‘Hollow-tining’ (or core aeration) is the most widely recognised form of aeration on lawns. The tine (or spike) is just that – hollow. At the same time as spiking the ground, this machine removes small soil cores and leaves a succession of hollow puncture holes in the soil. Dependent on the maths, this method might remove 2-5% of the top of your lawn to a depth of between 50-125mm. Removing this bulky, dense material increases the percentage of air in the soil and greatly relieves surface compaction. Hollowtine aeration has many other vital benefits as well as relieving compaction, it also prunes the grass plants’ roots to stimulate new fresh growth, allows moisture and nutrient to penetrate through the surface of the soil, breaks down sub-surface thatch and creates an environment where natural bacteria is more likely to become active. Over time, this will help to break down undigested organic matter including thatch. These factors are vital for the health of your soil and, in turn, your lawn. Hollow-tine aeration can be a bit messy but most cores which are left on the surface will soon melt back into the sward within a few weeks after rain. However, they can be raked up if you don’t want these to be trodden into the surface, paths or patios.
Hollow-tine aeration is recommended for all lawns, every year, as the benefit for the long-term health of the lawn is huge. This is why sports turf managers such as green keepers will aerate multiple times per year. Lawns which are in particularly poor condition, such as those that struggle with the control of moss and thatch or those that are on poor or heavy clay soil will require multiple aerations over a period of years to help improve the condition of the sward. Hollow-tine aeration is often carried out as part of spring or autumn lawn renovations, combined with scarification and over-seeding for optimum results.
Spiked aeration is often carried out using the same machine as hollow-tine aeration, with the hollow-tines being replaced with spikes. Most professional lawn care companies will be able to offer a choice of tine should you prefer spiking. Spiking tends to be much cleaner than hollow-tining because it does not produce cores, however most lawn care professionals believe that hollow-tining is more effective because it allows more air into the surface of the soil and root-prunes as the core is removed. Lawns which are on very heavy clay soil may benefit more from spiking because clay cores do not break down easily and can be difficult to remove from the surface.
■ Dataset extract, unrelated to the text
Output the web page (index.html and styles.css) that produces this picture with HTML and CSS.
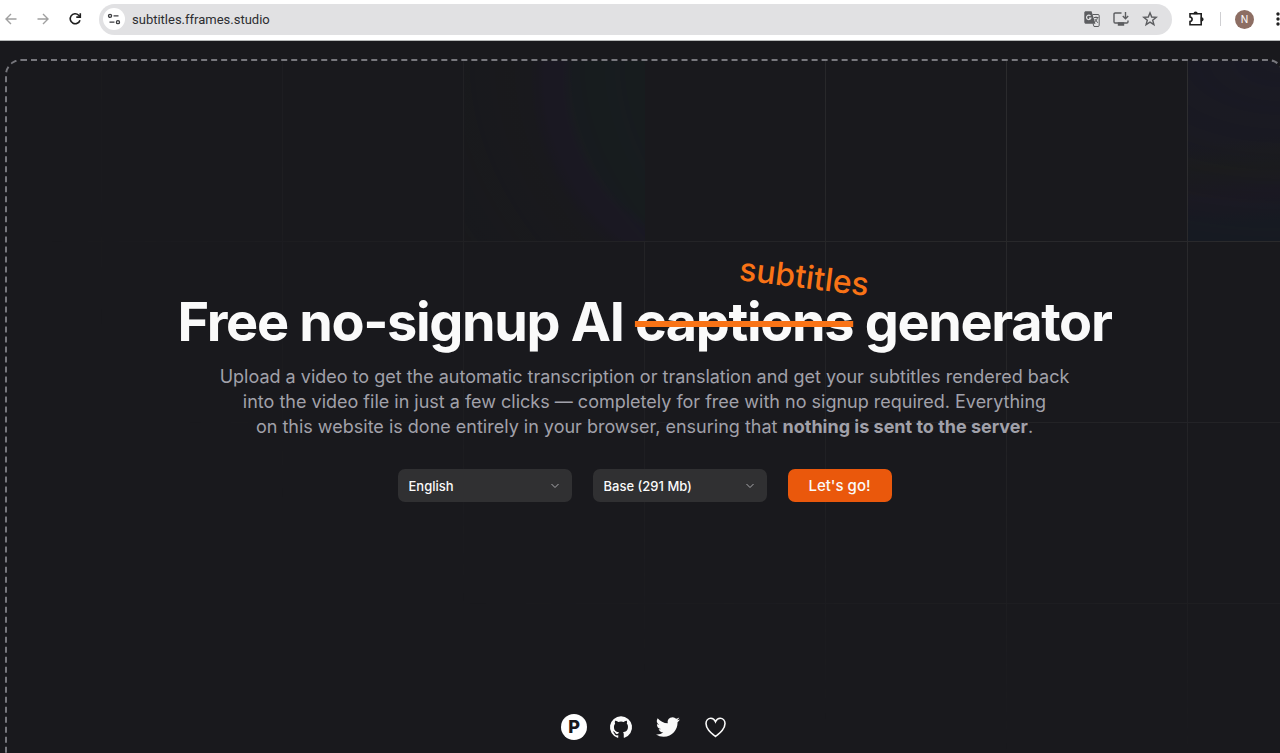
FILE: index.html
```html
<!DOCTYPE html>
<html lang="en">
<head>
<meta charset="utf-8">
<meta name="viewport" content="width=device-width, initial-scale=1">
<title>Free no-signup AI subtitles generator</title>
<link rel="stylesheet" href="styles.css">
</head>
<body>
<header class="toolbar">
  <nav class="toolbar-nav" aria-label="Browser navigation">
    <button class="icon-button muted" type="button" aria-label="Back"><svg viewBox="0 0 20 20"><path d="M15.500 10H5M10 5l-5 5 5 5"/></svg></button>
    <button class="icon-button muted" type="button" aria-label="Forward"><svg viewBox="0 0 20 20"><path d="M4.500 10H15M10 5l5 5-5 5"/></svg></button>
    <button class="icon-button" type="button" aria-label="Reload"><svg viewBox="0 0 20 20" class="bold"><path d="M15 11.200A5 5 0 1 1 13.700 6.200L15 7.600"/><path d="M15.300 4.200v3.900h-4"/></svg></button>
  </nav>
  <div class="address">
    <button class="site-info" type="button" aria-label="Site information"><svg viewBox="0 0 20 20"><circle cx="5.600" cy="6.500" r="1.700"/><path d="M9.500 6.500H15M5 13.500h5.500"/><circle cx="14.400" cy="13.500" r="1.700"/></svg></button>
    <input class="url" type="text" aria-label="Address" value="subtitles.fframes.studio">
    <div class="address-actions">
      <button class="icon-button gray" type="button" aria-label="Translate"><svg viewBox="0 0 20 20"><path class="solid" d="M3.500 3h5.500l3.500 11H4a1 1 0 0 1-1-1V3.500z"/><path class="thin" d="M10.500 5.500H16a1.200 1.200 0 0 1 1.200 1.200v9.600a1.200 1.200 0 0 1-1.200 1.200h-4l-1-3M12 8.500h4.500M14 7.500v1M15.500 8.500c-.4 2-1.500 3.500-3 4.800M12.800 10l3 3.800"/><path class="pale" d="M8.500 7A2.200 2.200 0 1 0 8.800 9.200H7"/></svg></button>
      <button class="icon-button gray" type="button" aria-label="Install app"><svg viewBox="0 0 20 20"><path d="M10.500 4H4.200A1.200 1.200 0 0 0 3 5.200v7.600A1.200 1.200 0 0 0 4.200 14h11.600a1.200 1.200 0 0 0 1.200-1.200V11.500M14.500 3v6.500M11.800 7l2.700 2.700L17.200 7"/><path class="solid" d="M7.500 14h5v2h-5z"/></svg></button>
      <button class="icon-button gray" type="button" aria-label="Bookmark"><svg viewBox="0 0 20 20"><path d="M10 3.800l1.700 4.200 4.500.3-3.500 2.900 1.200 4.400-3.900-2.500-3.900 2.500 1.200-4.400-3.500-2.900 4.500-.3z"/></svg></button>
    </div>
  </div>
  <button class="icon-button" type="button" aria-label="Extensions"><svg viewBox="0 0 20 20" class="bold"><path d="M4 4.800h11.200v10.900H4v-3.200c2.800-.4 2.800-4.100 0-4.500z"/><path class="solid" d="M8.300 4.500a1.300 1.300 0 0 1 2.600 0zM15.500 9a1.300 1.300 0 0 1 0 2.600z"/></svg></button>
  <span class="divider"></span>
  <button class="avatar" type="button">N</button>
  <button class="icon-button" type="button" aria-label="Menu"><svg viewBox="0 0 20 20"><circle class="solid" cx="10" cy="5" r="1"/><circle class="solid" cx="10" cy="10" r="1"/><circle class="solid" cx="10" cy="15" r="1"/></svg></button>
</header>

<div class="frame">
  <div class="backdrop" aria-hidden="true">
    <span class="tile tile-green"></span>
    <span class="tile tile-blue"></span>
  </div>
  <main class="hero">
    <h1 class="title">Free no-signup AI <span class="swap"><ins class="note">subtitles</ins><del class="struck">captions</del></span> generator</h1>
    <p class="lead">Upload a video to get the automatic transcription or translation and get your subtitles rendered back into the video file in just a few clicks — completely for free with no signup required. Everything<br> on this website is done entirely in your browser, ensuring that <strong>nothing is sent to the server</strong>.</p>
    <form class="controls">
      <label class="picker"><select aria-label="Language"><option>English</option></select><svg viewBox="0 0 10 10"><path d="M1.500 3L5 6.500 8.500 3"/></svg></label>
      <label class="picker"><select aria-label="Model"><option>Base (291 Mb)</option></select><svg viewBox="0 0 10 10"><path d="M1.500 3L5 6.500 8.500 3"/></svg></label>
      <button class="go" type="button">Let's go!</button>
    </form>
  </main>
  <footer class="links">
    <a class="hunt" href="#" title="Product Hunt">P</a>
    <a href="#" aria-label="GitHub"><svg viewBox="0 0 26 26"><path transform="translate(2 2) scale(.917)" d="M12 .3a12 12 0 0 0-3.800 23.400c.6.100.8-.3.800-.6v-2c-3.300.7-4-1.600-4-1.600-.6-1.400-1.400-1.800-1.400-1.800-1-.7.100-.7.100-.7 1.200 0 1.900 1.200 1.900 1.200 1 1.800 2.800 1.300 3.500 1 0-.8.400-1.300.7-1.600-2.700-.3-5.500-1.300-5.500-6 0-1.200.5-2.300 1.300-3.100-.2-.4-.6-1.600 0-3.200 0 0 1-.3 3.400 1.200a11.500 11.500 0 0 1 6 0c2.300-1.500 3.300-1.200 3.300-1.200.6 1.600.2 2.800 0 3.200.9.800 1.300 1.900 1.300 3.200 0 4.600-2.800 5.600-5.500 5.900.5.400.9 1 .9 2.200v3.300c0 .3.100.7.800.6A12 12 0 0 0 12 .3"/></svg></a>
    <a href="#" aria-label="Twitter"><svg viewBox="0 0 26 26"><path transform="translate(1 1)" d="M23.950 4.570a10 10 0 0 1-2.820.77 4.960 4.960 0 0 0 2.160-2.720c-.95.55-2 .95-3.130 1.180a4.920 4.920 0 0 0-8.380 4.480C7.690 8.100 4.070 6.130 1.640 3.160a4.920 4.920 0 0 0 1.520 6.570 4.900 4.900 0 0 1-2.230-.61v.06a4.920 4.920 0 0 0 3.950 4.830 5 5 0 0 1-2.210.08 4.940 4.940 0 0 0 4.600 3.420A9.870 9.870 0 0 1 0 19.540a14 14 0 0 0 7.550 2.210c9.050 0 14-7.500 14-13.980 0-.21 0-.42-.02-.63a9.940 9.940 0 0 0 2.420-2.570z"/></svg></a>
    <a href="#" aria-label="Sponsor"><svg viewBox="0 0 26 26" class="outline"><path d="M13.500 22.500C8 18 4 14.500 4 9.600 4 6.500 6.200 4.300 8.800 4.300c2 0 3.700 1.200 4.700 3.400 1-2.200 2.700-3.400 4.700-3.400 2.600 0 4.800 2.200 4.800 5.300 0 4.900-4 8.400-9.500 12.900z"/></svg></a>
  </footer>
</div>
</body>
</html>
```

FILE: styles.css
```css
* { box-sizing: border-box; }

html { background: #19191d; }

body {
  margin: 0;
  min-height: 100vh;
  display: flex;
  flex-direction: column;
  overflow: hidden;
  background: #19191d;
  color: #fafafa;
  font-family: Inter, "Liberation Sans", sans-serif;
}

button, input, select { font: inherit; color: inherit; }

button { padding: 0; border: 0; background: none; cursor: pointer; }

/* Browser toolbar */
.toolbar {
  display: flex;
  align-items: center;
  gap: 14px;
  height: 41px;
  padding: 0 0 2px 1px;
  margin-right: -8px;
  background: #fff;
  border-bottom: 1px solid #b5b7b8;
  color: #1f1f1f;
}

.toolbar-nav { display: flex; gap: 12px; }

.icon-button { display: flex; width: 20px; height: 20px; flex: none; }

.icon-button svg {
  width: 20px;
  height: 20px;
  fill: none;
  stroke: currentColor;
  stroke-width: 1.4;
}

.icon-button svg.bold { stroke-width: 1.6; }
.icon-button .solid { fill: currentColor; }
.icon-button .thin { stroke-width: 1; }
.icon-button .pale { stroke: #e1e1e3; stroke-width: 1.2; }
.muted { color: #a0a0a0; }
.gray { color: #5c5d60; }

.address {
  flex: 1;
  display: flex;
  align-items: center;
  gap: 7px;
  height: 31px;
  padding: 0 12px 0 4px;
  border-radius: 16px;
  background: #e1e1e3;
}

.site-info {
  display: flex;
  align-items: center;
  justify-content: center;
  width: 22px;
  height: 22px;
  border-radius: 50%;
  background: #fff;
}

.site-info svg {
  width: 18px;
  height: 18px;
  fill: none;
  stroke: #3c3d40;
  stroke-width: 1.5;
}

.url {
  flex: 1;
  min-width: 0;
  padding: 0;
  border: 0;
  background: none;
  outline: 0;
  font-family: Roboto, "Liberation Sans", sans-serif;
  font-size: 13px;
  color: #2c2d30;
}

.address-actions { display: flex; gap: 9px; }

.divider { width: 1px; height: 14px; background: #cfcfd2; }

.avatar {
  width: 19px;
  height: 19px;
  flex: none;
  border-radius: 50%;
  background: #8d6e63;
  color: #fff;
  font-size: 10px;
  line-height: 19px;
  text-align: center;
}

/* Drop zone frame */
.frame {
  position: relative;
  flex: 1;
  display: flex;
  flex-direction: column;
  justify-content: space-between;
  margin: 18px -4px -16px 5px;
  padding-bottom: 27px;
  border: 2px dashed #77777d;
  border-radius: 16px;
}

.backdrop {
  position: absolute;
  inset: 0;
  overflow: hidden;
  border-radius: 14px;
  background-image:
    linear-gradient(90deg, transparent 90px, #303032 90px 91px, transparent 91px),
    linear-gradient(transparent 180px, #303032 180px);
  background-size: 181px 181px;
  background-position: top center;
  -webkit-mask-image: radial-gradient(100% 100% at top right, #fff, transparent);
  mask-image: radial-gradient(100% 100% at top right, #fff, transparent);
}

.tile { position: absolute; top: 0; width: 180px; height: 180px; }

.tile-green {
  right: 50%;
  background: radial-gradient(circle at 277px 20px, #162021 0 168px, #1c182a 180px 198px, #1a1a1d 212px, #191b1e);
}

.tile-blue {
  left: calc(50% + 543px);
  background: linear-gradient(175deg, #1a1a24 0%, #1a1a23 42%, #1b1c1e 56%, #1b1924 72%, #161b24 86%);
}

.hero {
  position: relative;
  display: flex;
  flex-direction: column;
  align-items: center;
  padding: 228px 24px 0;
}

.title {
  margin: 0;
  font-size: 54px;
  line-height: 66px;
  font-weight: 700;
  letter-spacing: -0.025em;
  text-align: center;
}

.swap { position: relative; }

.struck { text-decoration: line-through #f97316 6px; }

.note {
  position: absolute;
  right: -16px;
  top: -32px;
  color: #f97316;
  font-size: 32px;
  line-height: 40px;
  font-weight: 500;
  letter-spacing: normal;
  text-decoration: none;
  transform: rotate(7deg);
}

.lead {
  max-width: 860px;
  margin: 9px 0 0;
  color: #a1a1aa;
  font-size: 18px;
  line-height: 25px;
  text-align: center;
}

.controls {
  display: flex;
  gap: 21px;
  margin-top: 30px;
}

.picker { position: relative; width: 174px; }

.picker select {
  appearance: none;
  width: 100%;
  height: 33px;
  padding: 0 24px 0 11px;
  border: 0;
  border-radius: 7px;
  background: #303032;
  font-size: 13px;
  font-weight: 500;
}

.picker svg {
  position: absolute;
  right: 12px;
  top: 12px;
  width: 10px;
  height: 10px;
  fill: none;
  stroke: #a8a8ac;
  pointer-events: none;
}

.go {
  width: 104px;
  height: 33px;
  border-radius: 7px;
  background: #ea580c;
  font-size: 15px;
  font-weight: 500;
}

.links {
  position: relative;
  display: flex;
  justify-content: center;
  gap: 21px;
}

.links a {
  width: 26px;
  height: 26px;
  color: #fafafa;
  text-decoration: none;
}

.links svg { display: block; width: 26px; height: 26px; fill: currentColor; }

.links .outline { fill: none; stroke: currentColor; stroke-width: 1.6; }

.links .hunt {
  border-radius: 50%;
  background: #fff;
  color: #18181b;
  font-size: 18px;
  font-weight: 800;
  line-height: 26px;
  text-align: center;
}
```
Fracture-tine aeration can be a quick, cost effective form of lawn aeration. In simple terms, a fracture-tine is a form of solid, blade-shaped tine on a reel. They are wider, longer, with the blades offset, and can reach deeper into the soil than a hollow-tine when ground conditions are soft. This makes them ideal for lawns which have low levels of thatch. The Fracture-tine blades make straight cuts in the soil, so with no cores to clear and fast ground-speed, this form of aeration will be much cheaper than Hollow-tining, while delivering different benefits. We recommend this form of aeration as an annual maintenance operation to lawns which are already in good health, or those where the aim is to improve root mass or drought tolerance.
An annual aeration should form part of an integrated programme for your lawn, rather than depending solely on chemical applications. Over time the health of your lawn will certainly improve as a result of this mechanical treatment.